If you are searching for an apartment in NYC or Boston for the first time, there are a lot of things that you need to consider before taking the leap and signing on the dotted line. You consider factors such as the location of the apartment, the proximity to your work, walk-up or high-rise building, and the nearby amenities. However, one of the most important things that you will consider is the monthly rent.
So, you go and check out NYC or Boston apartment listings. After a while, you find a junior one-bedroom that seems to be in your price range! It’s in a great location and close to the subway. You ring up the owner and ask for a viewing. You show up, check the apartment, and now you’re ready to lock in that rent contract.
Suddenly, there’s a problem: the owner tells you that the monthly rent is different from what is listed on the ad.
You’ve just had your first experience with gross rent versus net effective rent. It’s a common practice in NYC and Boston, but it can be confusing and costly for renters who don’t understand how this practice works. What’s more, it’s not always possible to get out of a contract once you’ve signed on.
Is listing a different rent price on an ad legal? How do you know the actual monthly rent that you will be paying? This article will help guide you through the ins and outs of rent prices.
In a nutshell, the gross rent is the flat monthly amount that you will pay during a lease period. This can also include all the associated costs of renting the apartment, such as the utilities, building dues, and maintenance fees, but this is not always the case.
When renting an apartment, your financial qualifications are calculated based on gross rent. In NYC, for example, the financial qualification is 40x gross rent as your annual household income. In Boston, it's 3x gross rent as monthly income salary. So, if you're looking to rent an apartment in NYC with a $3000 monthly gross rent, your annual household income should be at least $120,000.
What is Net Effective Rent
Net effective rent refers to the amount minus the discounts that have been applied.
How is Net Effective Rent Calculated?
Net effective rent is calculated by multiplying gross rent by the length of the lease minus the discounted months you're given by the property owner. Then, you divide the amount by the length of the lease. Finally, you subtract the calculated amount from the gross rent to get your net effective rent.
Okay, that can be a little confusing, so here's a handy little infographic to make things easier:
In the infographic, your gross rent is $3000 per month, your lease length is 12 months, and you are given 2 months free rent by the property owner. Thus, you multiply $3000 by 10 (the number of months not discounted), then divide the amount by 12 (the length of the lease).

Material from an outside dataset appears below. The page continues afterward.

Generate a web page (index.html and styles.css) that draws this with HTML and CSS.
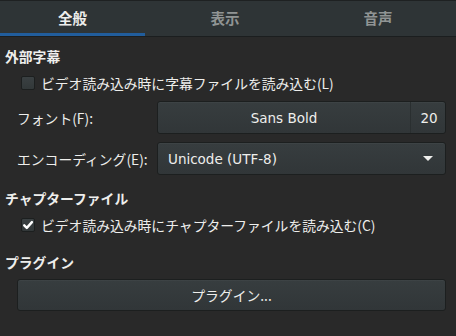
FILE: index.html
```html
<!DOCTYPE html>
<html lang="ja">
<head>
    <meta charset="UTF-8">
    <meta name="viewport" content="width=device-width, initial-scale=1.0">
    <title>設定</title>
    <link rel="stylesheet" href="styles.css">
</head>
<body>
    <div class="tabs">
        <div class="tab active">全般</div>
        <div class="tab">表示</div>
        <div class="tab">音声</div>
    </div>
    <div class="page">
        <h2 class="section first">外部字幕</h2>
        <label class="check">
            <span class="box"></span>
            <span>ビデオ読み込み時に字幕ファイルを読み込む(L)</span>
        </label>

        <div class="row font-row">
            <span class="row-label">フォント(F):</span>
            <div class="button font-button">
                <span class="font-name">Sans Bold</span>
                <span class="font-size">20</span>
            </div>
        </div>
        <div class="row combo-row">
            <span class="row-label">エンコーディング(E):</span>
            <div class="button combo">
                <span>Unicode (UTF-8)</span>
                <span class="arrow"></span>
            </div>
        </div>

        <h2 class="section chapter">チャプターファイル</h2>
        <label class="check">
            <span class="box checked">
                <svg width="14" height="14" viewBox="0 0 14 14"><path d="M2.6 7.4 L5.6 10.4 L11.6 3.6" fill="none" stroke="#ffffff" stroke-width="2.8" stroke-linecap="round" stroke-linejoin="round"/></svg>
            </span>
            <span>ビデオ読み込み時にチャプターファイルを読み込む(C)</span>
        </label>

        <h2 class="section plugins">プラグイン</h2>
        <div class="button plugin-button">プラグイン...</div>
    </div>
</body>
</html>
```

FILE: styles.css
```css
body {
    margin: 0;
    padding: 0;
    width: 456px;
    height: 336px;
    overflow: hidden;
    background-color: #292929;
    color: #eeeeec;
    font-family: "DejaVu Sans", "Noto Sans CJK JP", sans-serif;
    font-size: 13.5px;
}

.tabs {
    display: grid;
    grid-template-columns: 145px 146px 146px;
    column-gap: 7px;
    height: 35px;
    background-color: #2e3436;
    border-top: 1px solid #1e2122;
    border-bottom: 1px solid #1b1e1f;
}

.tab {
    display: flex;
    align-items: center;
    justify-content: center;
    font-family: "Noto Sans CJK JP", sans-serif;
    font-weight: bold;
    font-size: 14.5px;
    color: #909494;
    border-bottom: 3px solid transparent;
    padding-top: 1px;
}

.tab.active {
    color: #eeeeec;
    border-bottom-color: #215d9c;
}

.page {
    display: flex;
    flex-direction: column;
    padding: 0 10px 0 5px;
}

.section {
    margin: 0;
    font-family: "Noto Sans CJK JP", sans-serif;
    font-size: 13.8px;
    font-weight: bold;
    line-height: 20px;
    height: 20px;
}

.section.first {
    margin-top: 9px;
}

.section.chapter {
    margin-top: 13px;
}

.section.plugins {
    margin-top: 20px;
}

.check {
    display: flex;
    align-items: center;
    gap: 6px;
    margin-top: 10px;
    margin-left: 16px;
    height: 14px;
    font-family: "Noto Sans CJK JP", sans-serif;
    font-size: 13.8px;
    line-height: 14px;
}

.box {
    width: 14px;
    height: 14px;
    box-sizing: border-box;
    border: 1px solid #1c1f1f;
    border-radius: 2px;
    background: linear-gradient(#3a4042, #323839);
    display: flex;
    align-items: center;
    justify-content: center;
    flex-shrink: 0;
}

.box svg {
    display: block;
}

.row {
    display: flex;
    align-items: center;
}

.font-row {
    margin-top: 11px;
}

.combo-row {
    margin-top: 8px;
}

.row-label {
    width: 140px;
    padding-left: 12px;
    font-family: "Noto Sans CJK JP", sans-serif;
    font-size: 13.8px;
}

.button {
    box-sizing: border-box;
    height: 33px;
    border: 1px solid #1c1f1f;
    border-radius: 3px;
    background: linear-gradient(#373d3f, #313638);
    box-shadow: inset 0 1px rgba(255, 255, 255, 0.03);
    display: flex;
    align-items: center;
}

.font-button {
    flex: 1;
}

.font-name {
    flex: 1;
    text-align: center;
}

.font-size {
    width: 35px;
    height: 100%;
    display: flex;
    align-items: center;
    justify-content: center;
    border-left: 1px solid #2a2f30;
    padding-left: 2px;
    box-sizing: border-box;
}

.combo {
    flex: 1;
    justify-content: space-between;
    padding: 0 12px 0 10px;
}

.arrow {
    width: 0;
    height: 0;
    border-left: 5px solid transparent;
    border-right: 5px solid transparent;
    border-top: 5px solid #eeeeec;
}

.plugin-button {
    margin-top: 7px;
    margin-left: 12px;
    height: 32px;
    justify-content: center;
    font-family: "Noto Sans CJK JP", sans-serif;
    font-size: 13.8px;
}
```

This makes your net effective rent $2500 per month.
Sometimes, the property owner will simply not collect rent for those months. This means that you will be paying $3000 for 10 months, and have two months where you will not send any money to the property owner. Either way, you will be discounted a total of $6000 during the duration of your lease.
Always read your lease terms thoroughly to understand the terms of your gross and net rent, as well as any discounts that the property owner will give you.
Why Do Agents Use Net Effective Rent?
Owners typically discount on rent as a way to incentivize renters to finalize a rental agreement. Since gross rent is higher than net effective rent, the renters will jump at the chance to get a better deal on the apartment.
Another reason why agents advertise net effective rent is that the cheaper price appears more frequently on search engine results. Renters will usually try to find the best deals, and using net-effective rent prices will help bump up the listing in searches.
How does Boom deal with Net Effective Rent?
Our system always displays gross rent so that you’ll know exactly how much you need to pay every month.
For long-term renters, remember, broker's fees and incentives don't usually apply after the first year, so your rent will likely revert back to the original terms without the discount. With the Price Breakdown feature, you'll be able to see the difference between the first year of your lease versus the succeeding years.
Finally, there are two more pieces of information you’ll get. First, you’ll get information about median rent for similar apartments so that you can see if you’re getting a good deal on your apartment. You’ll also see how long the apartment has been on the market so that you’ll know if you need to act quickly on it.
Tips When Determining Your Rent
While it sounds straightforward, it can be confusing when the owner of the apartment does not provide you with a lot of information. Here are some tips to keep in mind when determining the final cost of your monthly rent.
Clarify the Type of Rent
Some owners and real estate agents will advertise their property based on gross rent, while others will use net effective rent. Don’t immediately jump into a contract without clarifying what type of rent you will be paying! Before you sign anything, ask to see the rental agreement to know whether you will be paying the gross amount or the net amount.
Familiarize Yourself with Renewal Terms
If you’re lucky enough to find an apartment that you really like and you think that you’re going to renew after a year, it’s important to know your gross rent since most promotions will only be applied during the period of your first contract. This means that, after your original lease is completed, you’ll likely be paying the gross rent instead of the net rent.
Of course, depending on your rental agreement, the owner, and your status as a tenant, the owner might be willing to re-apply the same terms or give you a small discount. However, you should not expect that the net rent will automatically be applied when you renew your contract.
Understanding how gross rent and net rent works is vital if you want to keep track of your monthly expenses. It can be confusing to pay rent if you are not aware of the difference, and it can be costly -- not knowing how much you need to set aside each month can ruin your budget quickly!